I’m sure the good bottle I had might have had just a bit, but it was nothing like these bottles. I think I’d be hard pressed to find anyone familiar with these wines who wouldn’t say these bad bottles were undrinkably faulty.
Well that suxs! I just received mine from a NYC retailer. Will pop one this week and post about it. The Drouhin Morgon came from the same retailer and was quite nice.
Maybe we can use this thread as a hub to track bottles and how they show (right/wrong, not a TN depository). Please post the importer, store (if you think it is necessary, or maybe just the geography of the store) and any serial info found on the bottle.
The store is in NYC and the importer and batch code are in post #3. I would like it if people with wine from the same batch would open bottles and post their notes here.
I’m 99% sure the lot number is MTR09 09/09/10 on all the bottles that were purchased from me.
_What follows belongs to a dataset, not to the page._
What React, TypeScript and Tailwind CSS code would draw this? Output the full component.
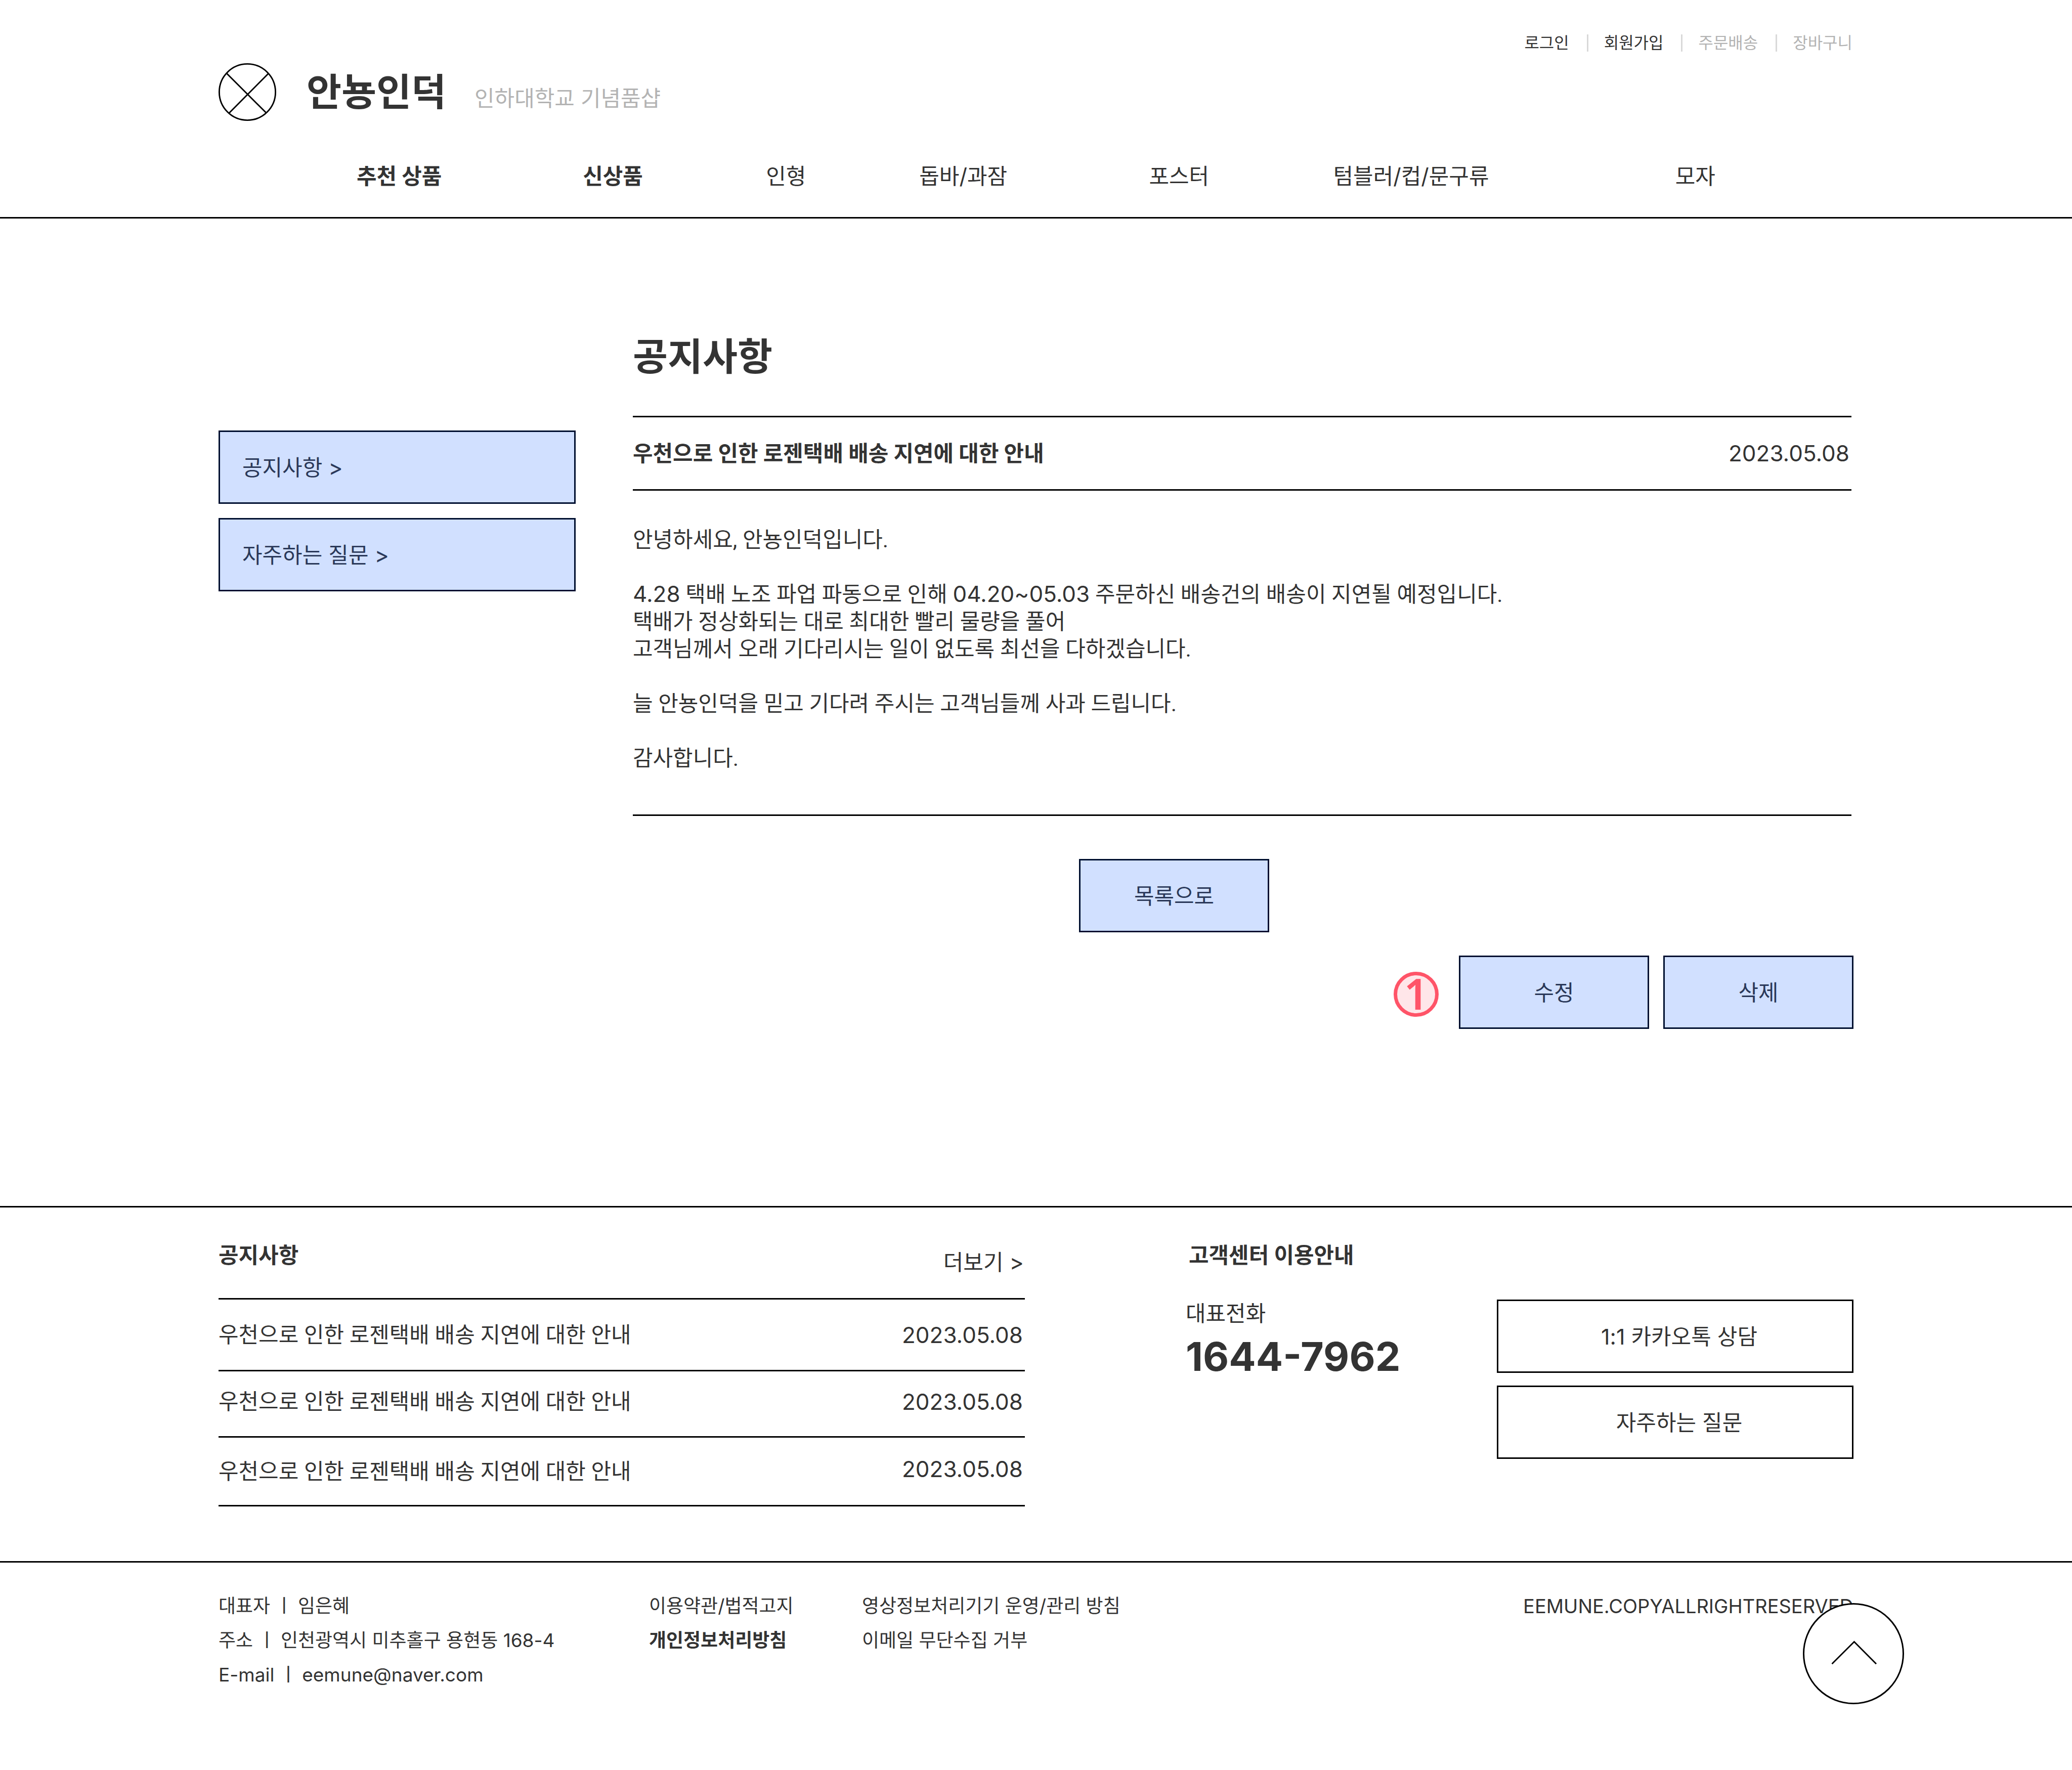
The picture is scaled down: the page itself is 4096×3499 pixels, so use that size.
import type { ReactNode } from "react";

const utilityLinks = [
  { label: "로그인", muted: false },
  { label: "회원가입", muted: false },
  { label: "주문배송", muted: true },
  { label: "장바구니", muted: true },
];

const categories = [
  { label: "추천 상품", strong: true },
  { label: "신상품", strong: true },
  { label: "인형", strong: false },
  { label: "돕바/과잠", strong: false },
  { label: "포스터", strong: false },
  { label: "텀블러/컵/문구류", strong: false },
  { label: "모자", strong: false },
];

const notices = [
  { row: "h-[142px]", title: "", date: "" },
  { row: "h-[131px]", title: "pb-2", date: "pb-2" },
  { row: "h-[136px]", title: "", date: "pb-[10px]" },
];

const noticeTitle = "우천으로 인한 로젠택배 배송 지연에 대한 안내";
const noticeDate = "2023.05.08";

function Latin({ children }: { children: ReactNode }) {
  return <span className="font-['Inter',sans-serif] text-[44px] leading-none">{children}</span>;
}

function BlueButton({ children, className }: { children: ReactNode; className: string }) {
  return (
    <button
      type="button"
      className={`flex h-[145px] items-center border-3 border-[#001030] bg-[#d1e0ff] text-[#2a3858] ${className}`}
    >
      {children}
    </button>
  );
}

function Header() {
  return (
    <header className="border-b-3 border-black">
      <div className="px-[432px] pt-[68px]">
        <ul className="flex h-[34px] items-center justify-end gap-[35px] pr-[2px] text-[32px] leading-[34px]">
          {utilityLinks.map((link, i) => (
            <li key={link.label} className="flex items-center gap-[31px]">
              {i > 0 && <span className="h-[34px] w-[3px] bg-[#d9d9d9]" />}
              <a href="#" className={link.muted ? "text-[#b3b3b3]" : ""}>
                {link.label}
              </a>
            </li>
          ))}
        </ul>
        <div className="mt-[23px] flex h-[114px] items-center">
          <svg viewBox="0 0 160 160" className="size-[114px]" fill="none" stroke="#000" strokeWidth="4" aria-hidden="true">
            <circle cx="80" cy="80" r="78" />
            <path d="M22.5 28 132.5 138M138.5 28.5 29 138.5" />
          </svg>
          <a href="#" className="ml-[60px] text-[75px] leading-[90px] font-bold">
            안뇽인덕
          </a>
          <p className="mt-6 ml-14 text-[#b3b3b3]">인하대학교 기념품샵</p>
        </div>
      </div>
      <nav className="mt-[82px] grid grid-cols-[447fr_362fr_303fr_454fr_364fr_676fr_784fr] pb-[54px] pl-[705px]">
        {categories.map((c) => (
          <a key={c.label} href="#" className={c.strong ? "font-bold" : ""}>
            {c.label}
          </a>
        ))}
      </nav>
    </header>
  );
}

function NoticeArticle() {
  return (
    <main className="grid grid-cols-[706fr_2413fr] gap-[113px] px-[432px] pt-[228px] pb-[350px]">
      <aside className="flex flex-col gap-7 pt-[191px]">
        <BlueButton className="pl-11">공지사항 &gt;</BlueButton>
        <BlueButton className="pl-11">자주하는 질문 &gt;</BlueButton>
      </aside>
      <section>
        <h1 className="text-[75px] leading-[90px] font-bold">공지사항</h1>
        <div className="mt-[72px] mr-1 flex h-[148px] items-center justify-between border-y-3 border-black">
          <h2 className="font-bold">{noticeTitle}</h2>
          <time className="pr-1">
            <Latin>{noticeDate}</Latin>
          </time>
        </div>
        <div className="mr-1 border-b-3 border-black pt-[70px] pb-[84px] font-['Roboto','Noto_Sans_CJK_KR',sans-serif]">
          <p>안녕하세요, 안뇽인덕입니다.</p>
          <p className="mt-[54px]">
            <Latin>4.28</Latin> 택배 노조 파업 파동으로 인해 <Latin>04.20~05.03</Latin> 주문하신 배송건의 배송이 지연될
            예정입니다.
            <br />
            택배가 정상화되는 대로 최대한 빨리 물량을 풀어
            <br />
            고객님께서 오래 기다리시는 일이 없도록 최선을 다하겠습니다.
          </p>
          <p className="mt-[54px]">늘 안뇽인덕을 믿고 기다려 주시는 고객님들께 사과 드립니다.</p>
          <p className="mt-[54px]">감사합니다.</p>
        </div>
        <div className="mt-[85px] pl-[882px]">
          <BlueButton className="w-[376px] justify-center">목록으로</BlueButton>
        </div>
        <div className="mt-[46px] flex items-center justify-end gap-7">
          <span className="mt-2 mr-3 flex size-[89px] items-center justify-center rounded-full border-7 border-[#ff5468] bg-[#ffe6e9] pb-1 font-['Noto_Sans',sans-serif] text-[84px] leading-[71px] font-semibold text-[#ff5468]">
            1
          </span>
          <BlueButton className="w-[376px] justify-center">수정</BlueButton>
          <BlueButton className="w-[376px] justify-center">삭제</BlueButton>
        </div>
      </section>
    </main>
  );
}

function SupportBand() {
  return (
    <section className="grid grid-cols-[1594fr_1320fr] gap-[318px] border-t-3 border-black px-[432px] pt-[67px] pb-[108px]">
      <div>
        <div className="flex h-[112px] items-start justify-between">
          <h2 className="font-bold">공지사항</h2>
          <a href="#" className="pt-[14px] pr-[2px]">
            더보기 &gt;
          </a>
        </div>
        <ul className="border-t-3 border-black">
          {notices.map((n) => (
            <li key={n.row} className={`flex items-center justify-between border-b-3 border-black ${n.row}`}>
              <a href="#" className={`font-['Roboto','Noto_Sans_CJK_KR',sans-serif] ${n.title}`}>
                {noticeTitle}
              </a>
              <time className={`pr-1 ${n.date}`}>
                <Latin>{noticeDate}</Latin>
              </time>
            </li>
          ))}
        </ul>
      </div>
      <div>
        <h2 className="h-[115px] pl-[6px] font-bold">고객센터 이용안내</h2>
        <div className="flex items-start justify-between">
          <div>
            <p>대표전화</p>
            <p className="mt-[18px] font-['Inter',sans-serif] text-[79px] leading-[80px] font-bold">1644-7962</p>
          </div>
          <div className="flex w-[705px] flex-col gap-[25px]">
            <button type="button" className="h-[145px] border-3 border-black pl-4">
              1:1 카카오톡 상담
            </button>
            <button type="button" className="h-[145px] border-3 border-black pl-4">
              자주하는 질문
            </button>
          </div>
        </div>
      </div>
    </section>
  );
}

function Footer() {
  return (
    <footer className="relative grow border-t-3 border-black px-[432px] pt-[52px]">
      <div className="grid grid-cols-[851fr_421fr_1960fr] text-[37px] leading-[68px]">
        <address className="not-italic">
          <p>대표자 ㅣ 임은혜</p>
          <p>주소 ㅣ 인천광역시 미추홀구 용현동 168-4</p>
          <p>E-mail ㅣ eemune@naver.com</p>
        </address>
        <ul>
          <li>
            <a href="#">이용약관/법적고지</a>
          </li>
          <li>
            <a href="#" className="font-bold">
              개인정보처리방침
            </a>
          </li>
        </ul>
        <div className="flex items-start justify-between">
          <ul>
            <li>
              <a href="#">영상정보처리기기 운영/관리 방침</a>
            </li>
            <li>
              <a href="#">이메일 무단수집 거부</a>
            </li>
          </ul>
          <p className="text-[38px]">EEMUNE.COPYALLRIGHTRESERVED</p>
        </div>
      </div>
      <button type="button" aria-label="맨 위로" className="absolute top-[80px] right-[332px] size-[200px] rounded-full border-3 border-black bg-white">
        <svg viewBox="0 0 280 280" className="-m-[3px] size-[200px]" fill="none" stroke="#000" strokeWidth="4" aria-hidden="true">
          <path d="M80.5 168.5 142 107 203 168.5" />
        </svg>
      </button>
    </footer>
  );
}

export default function App() {
  return (
    <div className="flex min-h-screen flex-col bg-white font-['Inter','Noto_Sans_CJK_KR',sans-serif] text-[43px] leading-[54px] text-[#333]">
      <Header />
      <NoticeArticle />
      <SupportBand />
      <Footer />
    </div>
  );
}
Importer is Michael Corso Selections out of Oak Park, IL. I have a case for myself but haven’t poopped a bottle although I had a couple customers that came in this past Saturday and bought more saying it was delishious
Yes, I’m aware of the difference between the N and the S bottlings. However, the variance in the code is not the N or S. It’s the sequence.
Craig indicated by phone that he believes his lot is MTR09S090910.
Doug indicated M09TRS090910.
Same date. Same S version.
Wonder if someone wrote the # down wrong or if the sequence has something to do with the importer - which is KL for Doug - and Michael Corso for Craig’s stuff.